Of course, Alma asks us to do more than to simply mourn and comfort. He tells us that we must also “stand as witnesses of God at all times and in all things, and in all places.” Nowhere does He say we should bear witness of structures or hierarchies, and he certainly doesn’t tell us to bear witness to a disastrous policy.
So, here is my witness: God lives and Jesus is our savior. Divine love will never hurt us, nor can it betray us.
I think I lost myself in your new religion
You say a prayer for me like a superstition
The love of God embraces us—no matter what—because of our innate worth to our divine Father and Mother. Man is that he might have joy—and there can be no joy without love.

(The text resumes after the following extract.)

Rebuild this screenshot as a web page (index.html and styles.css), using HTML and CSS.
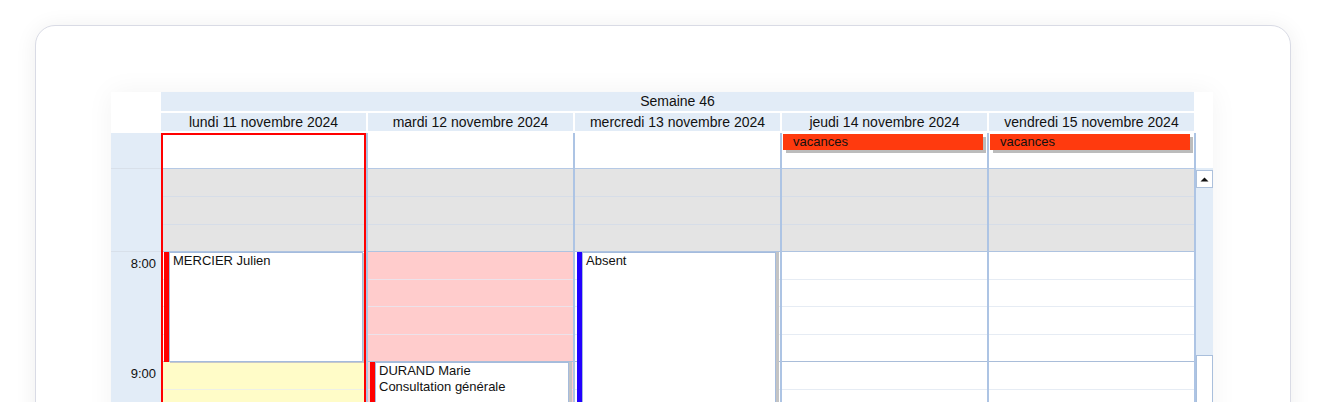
FILE: index.html
```html
<!DOCTYPE html>
<html lang="fr">
<head>
<meta charset="utf-8">
<title>Semaine 46</title>
<link rel="stylesheet" href="styles.css">
</head>
<body>
<div class="card">
  <div class="cal">
    <div class="cal-head">
      <div class="week">Semaine 46</div>
      <div class="days">
        <div>lundi 11 novembre 2024</div>
        <div>mardi 12 novembre 2024</div>
        <div>mercredi 13 novembre 2024</div>
        <div>jeudi 14 novembre 2024</div>
        <div>vendredi 15 novembre 2024</div>
      </div>
    </div>
    <div class="cal-body">
      <div class="times">
        <div class="t-allday"></div>
        <div class="t-early"></div>
        <div class="t-hour">8:00</div>
        <div class="t-hour">9:00</div>
      </div>

      <div class="day selected">
        <div class="allday"></div>
        <div class="slot off"></div><div class="slot off"></div><div class="slot off h"></div>
        <div class="slot q"></div><div class="slot q"></div><div class="slot q"></div><div class="slot q h"></div>
        <div class="slot q yellow"></div><div class="slot q yellow"></div><div class="slot q yellow"></div><div class="slot q yellow h"></div>
        <div class="event ev-mercier"><span class="bar red"></span><div class="ev-body">MERCIER Julien</div></div>
        <div class="sel-frame"></div>
      </div>

      <div class="day">
        <div class="allday"></div>
        <div class="slot off"></div><div class="slot off"></div><div class="slot off h"></div>
        <div class="slot q pink"></div><div class="slot q pink"></div><div class="slot q pink"></div><div class="slot q pink h"></div>
        <div class="slot q pink"></div><div class="slot q pink"></div><div class="slot q pink"></div><div class="slot q pink h"></div>
        <div class="event ev-durand"><span class="bar red"></span><div class="ev-body">DURAND Marie<br>Consultation générale</div></div>
      </div>

      <div class="day">
        <div class="allday"></div>
        <div class="slot off"></div><div class="slot off"></div><div class="slot off h"></div>
        <div class="slot q"></div><div class="slot q"></div><div class="slot q"></div><div class="slot q h"></div>
        <div class="slot q"></div><div class="slot q"></div><div class="slot q"></div><div class="slot q h"></div>
        <div class="event ev-absent"><span class="bar blue"></span><div class="ev-body">Absent</div></div>
      </div>

      <div class="day">
        <div class="allday"><div class="vac">vacances</div></div>
        <div class="slot off"></div><div class="slot off"></div><div class="slot off h"></div>
        <div class="slot q"></div><div class="slot q"></div><div class="slot q"></div><div class="slot q h"></div>
        <div class="slot q"></div><div class="slot q"></div><div class="slot q"></div><div class="slot q h"></div>
      </div>

      <div class="day">
        <div class="allday"><div class="vac">vacances</div></div>
        <div class="slot off"></div><div class="slot off"></div><div class="slot off h"></div>
        <div class="slot q"></div><div class="slot q"></div><div class="slot q"></div><div class="slot q h"></div>
        <div class="slot q"></div><div class="slot q"></div><div class="slot q"></div><div class="slot q h"></div>
      </div>

      <div class="scroll">
        <div class="scroll-top"></div>
        <div class="scroll-track">
          <div class="scroll-btn"><svg width="9" height="5" viewBox="0 0 9 5"><path d="M0.5 4.5 L4.5 0.5 L8.5 4.5 Z" fill="#111"/></svg></div>
          <div class="scroll-thumb"></div>
        </div>
      </div>
    </div>
  </div>
</div>
</body>
</html>
```

FILE: styles.css
```css
* { box-sizing: border-box; }
html, body {
  margin: 0;
  padding: 0;
  background: #ffffff;
  overflow: hidden;
  height: 402px;
}
body {
  font-family: "Liberation Sans", Arial, sans-serif;
  color: #111;
}
.card {
  margin: 25px 0 0 35px;
  width: 1256px;
  height: 640px;
  border: 1px solid #d9dbe5;
  border-radius: 20px;
  background: #fff;
  box-shadow: 0 2px 22px rgba(0, 0, 0, 0.07);
  padding: 66px 0 0 75px;
}
.cal {
  width: 1102px;
  height: 560px;
  background: #fff;
  box-shadow: 0 0 26px rgba(0, 0, 0, 0.05);
}
.cal-head {
  padding-left: 50px;
  width: 1083px;
  display: flex;
  flex-direction: column;
  gap: 2px;
  padding-bottom: 2px;
  font-size: 14px;
}
.week {
  height: 19px;
  line-height: 19px;
  background: #e2ecf7;
  text-align: center;
}
.days {
  display: grid;
  grid-template-columns: repeat(5, 1fr);
  gap: 2px;
  height: 18px;
}
.days > div {
  background: #e2ecf7;
  text-align: center;
  line-height: 18px;
  white-space: nowrap;
}
.cal-body {
  display: grid;
  grid-template-columns: 50px repeat(5, 207px) 17px;
  height: 420px;
  font-size: 13px;
}
.times {
  background: #e2ecf7;
}
.t-allday {
  height: 36px;
  border-bottom: 1px solid #d8e0ea;
}
.t-early {
  height: 83px;
  border-bottom: 1px solid #d8e0ea;
}
.t-hour {
  height: 110px;
  text-align: right;
  padding: 4px 5px 0 0;
  line-height: 16px;
}
.day {
  position: relative;
  border-right: 2px solid #adc4e4;
  overflow: hidden;
}
.allday {
  height: 36px;
  border-bottom: 1px solid #b5c9e5;
  background: #fff;
  padding: 1px 4px 0 1px;
}
.slot {
  height: 28px;
  border-bottom: 1px solid #e6ecf4;
  background: #fff;
}
.slot.off.h { height: 27px; }
.slot.q { height: 27.5px; }
.slot.off {
  background: #e4e4e4;
  border-bottom-color: #d6dde8;
}
.slot.pink {
  background: #ffcccc;
  border-bottom-color: #ece2ea;
}
.slot.yellow {
  background: #fffcc8;
  border-bottom-color: #eef0e6;
}
.slot.h { border-bottom-color: #a9bdd9; }
.slot.off.h { border-bottom-color: #aec3e0; }

.sel-frame {
  position: absolute;
  top: 0; left: 0; right: 0; bottom: 0;
  border: 2px solid #ff0000;
  pointer-events: none;
}
.event {
  position: absolute;
  display: flex;
}
.bar {
  width: 5px;
  flex: none;
}
.bar.red { background: #ff0000; }
.bar.blue { background: #2200ff; }
.ev-body {
  flex: 1;
  background: #fff;
  border: 1px solid #a4bbdd;
  padding: 0 3px;
  line-height: 16px;
  white-space: nowrap;
  overflow: hidden;
}
.ev-mercier {
  top: 119px; left: 3px; right: 3px; height: 110px;
}
.ev-mercier .ev-body { box-shadow: 1px 1px 0 #c8c8c8; }
.ev-durand {
  top: 229px; left: 2px; right: 4px; height: 200px;
}
.ev-durand .ev-body { box-shadow: 3px 0 0 #c4c4c4; }
.ev-absent {
  top: 119px; left: 2px; right: 4px; height: 300px;
}
.ev-absent .ev-body { box-shadow: 3px 0 0 #c4c4c4; }
.vac {
  height: 16px;
  line-height: 15px;
  background: #ff3a0e;
  padding-left: 10px;
  box-shadow: 3px 3px 0 #bcbcbc;
}
.scroll {
  display: flex;
  flex-direction: column;
}
.scroll-top {
  height: 35px;
  background: #fff;
  flex: none;
}
.scroll-track {
  flex: 1;
  background: #e2ecf7;
  padding-top: 1px;
  display: flex;
  flex-direction: column;
}
.scroll-btn {
  height: 18px;
  margin-top: 1px;
  background: #fff;
  border: 1px solid #adc1dc;
  display: flex;
  align-items: center;
  justify-content: center;
}
.scroll-btn svg { display: block; }
.scroll-thumb {
  margin-top: 167px;
  flex: 1;
  background: #fff;
  border: 1px solid #a9bfdc;
}
```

We were always made for love
No man is trash. All human life is treasure. Tyler Glenn—and every other LGBTQ person—is a treasure, whether they believe as we do or not. Unfortunately, the November 5th policy looks to devalue, not prize, our homosexual members and their children. In the six months since the policy change, I’ve heard the arguments that it is a loving policy. This view, it seems to me, does not really mourn with those who mourn. To defend the policy risks ignoring the perspective of the people who have been most deeply affected, who feel discounted and who feel set aside as waste. Tyler Glenn’s voice speaks a hard reality, and we need to do more than merely hear it with our ears. We need to try to feel his experience in our gut. This empathy will draw us to Christ.
Some who are born with intellects that don’t fit the norm are considered by the Church to be exempt from sin, and we teach that they are guaranteed salvation. But those born with a sexual orientation outside the norm are told there is no place for them in the plan of salvation. The first concept bridges a gap in our doctrine with love and gentility. Does the second concept seem borne of the same? It is imperative as Mormonism evolves and builds between its doctrinal gaps, it does so with the innate truth that human life matters most.
Tyler Glenn is leaving Mormonism.
If you wanted me to stay
I’d prepare my days away
Because it failed him. Because Mormonism, in Glenn’s eyes, has valued itself more than it values him.
I know that’s hard to hear. The notion is offensive to some. But watch the video. Repeatedly. Clear to the end where you will see the singer sprawl on the floor of a grounded elevator as if dead to us, a red X slashed across his face. Set aside your defenses and feel his agony. Don’t mourn him; mourn with him. Reflect deeply on what his experience has been. Then cry to the Lord and see what truth He reveals.
Bio: Lisa Torcasso Downing resides in Texas and is adjunct faculty for Collin College. She has served as fiction editor for both Sunstone and Irreantum, the literary journal formerly published by the Association for Mormon Letters. She is the author of the Adventure of the Restoration series, as well as the mainstream young adult novel, Island of the Stone Boy. Downing is a convert to Mormonism with more than thirty-five years of active membership under her belt. She maintains a personal blog presence at outsidethebookofmormonbelt.com.
Nah, I don’t like seeing things I hold sacred not being held sacred so I can somehow develop empathy. The idea we can watch a video or like something on Facebook or tweet something to change things for the better is often overblown. Go help someone in real life. And enjoy doing it to better music, like maybe something by Prince.
And what if the truth He reveals is something Lisa clearly disagree with? What then? Let’s not kid ourselves that there is anything other than one acceptable outcome to you.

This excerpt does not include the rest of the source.